EXERCISE REQUIREMENTS: Retype every line from the start of the data down to and including the line with "const CY = 184;". Skip the pictures.

RECORDED DATA:
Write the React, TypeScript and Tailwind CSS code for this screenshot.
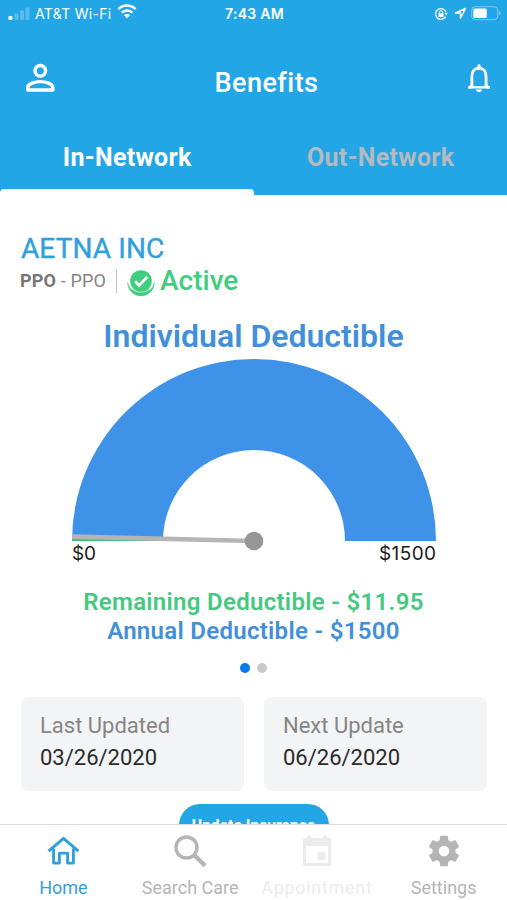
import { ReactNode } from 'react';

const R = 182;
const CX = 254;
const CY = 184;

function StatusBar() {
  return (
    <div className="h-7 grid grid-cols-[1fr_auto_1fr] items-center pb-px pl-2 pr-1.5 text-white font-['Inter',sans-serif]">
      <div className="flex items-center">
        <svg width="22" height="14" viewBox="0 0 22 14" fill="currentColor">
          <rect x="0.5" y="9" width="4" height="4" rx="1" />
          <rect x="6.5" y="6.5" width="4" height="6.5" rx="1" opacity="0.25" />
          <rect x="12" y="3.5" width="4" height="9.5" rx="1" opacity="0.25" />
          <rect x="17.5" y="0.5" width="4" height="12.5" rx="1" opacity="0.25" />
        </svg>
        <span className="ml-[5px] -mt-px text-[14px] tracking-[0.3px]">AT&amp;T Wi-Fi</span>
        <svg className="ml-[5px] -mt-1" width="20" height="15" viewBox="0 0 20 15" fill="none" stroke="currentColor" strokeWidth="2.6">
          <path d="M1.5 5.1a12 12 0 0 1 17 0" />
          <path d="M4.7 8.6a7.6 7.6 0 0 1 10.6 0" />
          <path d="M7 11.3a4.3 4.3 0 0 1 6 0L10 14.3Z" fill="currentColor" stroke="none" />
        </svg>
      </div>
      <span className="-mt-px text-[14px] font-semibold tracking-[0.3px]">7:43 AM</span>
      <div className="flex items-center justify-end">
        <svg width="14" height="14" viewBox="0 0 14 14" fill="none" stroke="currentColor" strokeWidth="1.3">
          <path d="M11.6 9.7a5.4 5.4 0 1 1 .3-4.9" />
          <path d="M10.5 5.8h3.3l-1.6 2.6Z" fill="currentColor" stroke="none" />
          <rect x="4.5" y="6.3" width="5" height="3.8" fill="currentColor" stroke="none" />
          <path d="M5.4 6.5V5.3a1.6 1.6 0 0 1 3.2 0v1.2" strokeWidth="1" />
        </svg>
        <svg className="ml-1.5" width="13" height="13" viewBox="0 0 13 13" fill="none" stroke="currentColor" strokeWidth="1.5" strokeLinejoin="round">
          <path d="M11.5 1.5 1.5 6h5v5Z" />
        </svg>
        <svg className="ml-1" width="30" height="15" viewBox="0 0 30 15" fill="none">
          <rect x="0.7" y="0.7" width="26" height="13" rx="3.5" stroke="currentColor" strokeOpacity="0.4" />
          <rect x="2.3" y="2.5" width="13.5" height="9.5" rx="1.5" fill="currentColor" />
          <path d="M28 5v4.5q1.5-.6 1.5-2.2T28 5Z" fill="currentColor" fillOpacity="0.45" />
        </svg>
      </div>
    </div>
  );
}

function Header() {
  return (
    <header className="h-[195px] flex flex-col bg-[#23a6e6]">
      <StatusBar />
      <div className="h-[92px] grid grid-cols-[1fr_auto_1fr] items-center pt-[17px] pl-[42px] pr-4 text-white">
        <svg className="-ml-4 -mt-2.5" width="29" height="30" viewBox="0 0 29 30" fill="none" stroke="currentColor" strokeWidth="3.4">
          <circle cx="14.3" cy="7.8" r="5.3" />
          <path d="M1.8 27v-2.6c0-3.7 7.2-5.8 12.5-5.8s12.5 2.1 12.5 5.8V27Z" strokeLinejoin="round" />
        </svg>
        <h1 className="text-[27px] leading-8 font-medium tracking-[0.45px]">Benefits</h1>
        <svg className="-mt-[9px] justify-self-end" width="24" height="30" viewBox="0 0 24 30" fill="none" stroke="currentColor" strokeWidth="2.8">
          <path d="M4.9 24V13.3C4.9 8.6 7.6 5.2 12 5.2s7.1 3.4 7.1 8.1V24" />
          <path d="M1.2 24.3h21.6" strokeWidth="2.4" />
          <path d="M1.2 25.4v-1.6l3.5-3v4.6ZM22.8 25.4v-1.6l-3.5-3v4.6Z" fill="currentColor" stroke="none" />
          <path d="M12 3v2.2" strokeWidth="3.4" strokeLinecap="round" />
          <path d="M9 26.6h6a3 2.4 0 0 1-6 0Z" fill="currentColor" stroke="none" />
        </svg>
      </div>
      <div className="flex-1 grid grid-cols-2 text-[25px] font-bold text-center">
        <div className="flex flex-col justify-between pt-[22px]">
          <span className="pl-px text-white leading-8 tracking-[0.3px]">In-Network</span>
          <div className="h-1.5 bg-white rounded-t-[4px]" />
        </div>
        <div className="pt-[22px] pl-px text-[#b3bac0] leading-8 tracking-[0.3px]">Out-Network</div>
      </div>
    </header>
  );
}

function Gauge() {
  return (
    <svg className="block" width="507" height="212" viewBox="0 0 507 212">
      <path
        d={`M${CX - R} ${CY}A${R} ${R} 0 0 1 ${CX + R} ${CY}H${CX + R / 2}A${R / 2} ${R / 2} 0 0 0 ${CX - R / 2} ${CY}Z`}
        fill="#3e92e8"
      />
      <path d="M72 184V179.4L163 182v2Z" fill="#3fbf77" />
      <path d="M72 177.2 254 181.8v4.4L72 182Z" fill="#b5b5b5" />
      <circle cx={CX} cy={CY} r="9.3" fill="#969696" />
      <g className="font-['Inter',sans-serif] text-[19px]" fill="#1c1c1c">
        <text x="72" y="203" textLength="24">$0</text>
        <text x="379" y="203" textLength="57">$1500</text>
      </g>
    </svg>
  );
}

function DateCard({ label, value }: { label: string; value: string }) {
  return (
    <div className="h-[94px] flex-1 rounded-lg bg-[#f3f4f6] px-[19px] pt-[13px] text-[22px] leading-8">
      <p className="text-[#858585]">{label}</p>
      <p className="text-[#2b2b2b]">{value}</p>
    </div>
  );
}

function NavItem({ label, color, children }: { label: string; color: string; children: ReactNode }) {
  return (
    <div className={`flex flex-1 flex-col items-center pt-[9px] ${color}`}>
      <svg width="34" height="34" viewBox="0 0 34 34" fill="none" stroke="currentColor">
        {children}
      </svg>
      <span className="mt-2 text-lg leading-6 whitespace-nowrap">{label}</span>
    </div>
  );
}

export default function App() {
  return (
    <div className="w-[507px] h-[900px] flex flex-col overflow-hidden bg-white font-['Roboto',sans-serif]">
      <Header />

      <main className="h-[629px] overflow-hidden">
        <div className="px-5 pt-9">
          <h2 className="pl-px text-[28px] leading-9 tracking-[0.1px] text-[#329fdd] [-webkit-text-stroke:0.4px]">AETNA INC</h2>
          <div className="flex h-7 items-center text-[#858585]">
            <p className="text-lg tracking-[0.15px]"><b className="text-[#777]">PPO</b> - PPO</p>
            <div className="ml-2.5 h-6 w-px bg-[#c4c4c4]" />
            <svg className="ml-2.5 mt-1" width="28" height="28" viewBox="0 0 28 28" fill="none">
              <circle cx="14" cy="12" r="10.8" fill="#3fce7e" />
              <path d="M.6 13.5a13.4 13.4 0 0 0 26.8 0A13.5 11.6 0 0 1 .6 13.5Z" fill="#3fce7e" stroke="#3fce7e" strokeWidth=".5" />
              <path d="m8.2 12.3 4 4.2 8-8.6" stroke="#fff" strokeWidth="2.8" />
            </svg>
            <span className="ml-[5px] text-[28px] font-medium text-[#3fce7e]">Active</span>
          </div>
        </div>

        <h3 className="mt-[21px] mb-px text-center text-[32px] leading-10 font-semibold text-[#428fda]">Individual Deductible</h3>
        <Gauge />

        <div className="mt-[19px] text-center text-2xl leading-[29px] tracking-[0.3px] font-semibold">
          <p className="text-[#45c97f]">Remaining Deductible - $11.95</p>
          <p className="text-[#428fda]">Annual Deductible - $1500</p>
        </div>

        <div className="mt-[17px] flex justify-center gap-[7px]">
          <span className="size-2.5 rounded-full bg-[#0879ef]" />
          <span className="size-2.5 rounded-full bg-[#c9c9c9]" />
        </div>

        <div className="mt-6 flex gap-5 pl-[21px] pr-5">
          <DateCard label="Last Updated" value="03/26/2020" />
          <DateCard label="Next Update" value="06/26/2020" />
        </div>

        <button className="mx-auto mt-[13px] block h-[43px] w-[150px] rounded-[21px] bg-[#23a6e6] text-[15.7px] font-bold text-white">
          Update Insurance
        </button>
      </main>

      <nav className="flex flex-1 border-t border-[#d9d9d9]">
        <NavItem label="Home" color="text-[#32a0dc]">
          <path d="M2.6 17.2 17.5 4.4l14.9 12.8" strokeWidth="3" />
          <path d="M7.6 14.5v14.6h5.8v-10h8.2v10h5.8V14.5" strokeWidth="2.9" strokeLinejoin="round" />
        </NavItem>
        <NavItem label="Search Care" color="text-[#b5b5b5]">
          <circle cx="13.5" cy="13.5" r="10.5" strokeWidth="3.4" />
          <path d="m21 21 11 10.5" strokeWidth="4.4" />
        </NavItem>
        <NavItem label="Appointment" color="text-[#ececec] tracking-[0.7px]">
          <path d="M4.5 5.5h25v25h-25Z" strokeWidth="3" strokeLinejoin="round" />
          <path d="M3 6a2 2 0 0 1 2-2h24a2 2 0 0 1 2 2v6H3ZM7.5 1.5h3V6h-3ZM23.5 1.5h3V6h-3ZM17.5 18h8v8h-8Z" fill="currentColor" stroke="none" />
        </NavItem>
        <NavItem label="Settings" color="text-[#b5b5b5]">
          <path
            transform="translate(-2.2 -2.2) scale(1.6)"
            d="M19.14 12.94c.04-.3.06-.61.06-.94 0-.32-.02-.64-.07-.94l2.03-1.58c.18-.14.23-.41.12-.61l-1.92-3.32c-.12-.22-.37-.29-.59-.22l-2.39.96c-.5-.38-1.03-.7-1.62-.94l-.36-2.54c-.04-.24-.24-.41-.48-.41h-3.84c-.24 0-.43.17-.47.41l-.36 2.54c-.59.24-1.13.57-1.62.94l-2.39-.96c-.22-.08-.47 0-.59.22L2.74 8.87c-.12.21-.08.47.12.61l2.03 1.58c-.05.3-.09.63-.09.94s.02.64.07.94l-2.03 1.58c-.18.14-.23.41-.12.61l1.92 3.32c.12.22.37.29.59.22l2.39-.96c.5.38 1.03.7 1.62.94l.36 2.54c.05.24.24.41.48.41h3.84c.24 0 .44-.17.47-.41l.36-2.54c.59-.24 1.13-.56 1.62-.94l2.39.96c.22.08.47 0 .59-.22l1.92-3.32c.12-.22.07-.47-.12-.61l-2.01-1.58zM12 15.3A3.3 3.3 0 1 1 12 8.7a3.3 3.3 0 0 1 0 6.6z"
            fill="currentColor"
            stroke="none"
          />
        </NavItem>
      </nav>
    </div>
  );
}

EXERCISE RESPONSE:
Write the React, TypeScript and Tailwind CSS code for this screenshot.
import { ReactNode } from 'react';

const R = 182;
const CX = 254;
const CY = 184;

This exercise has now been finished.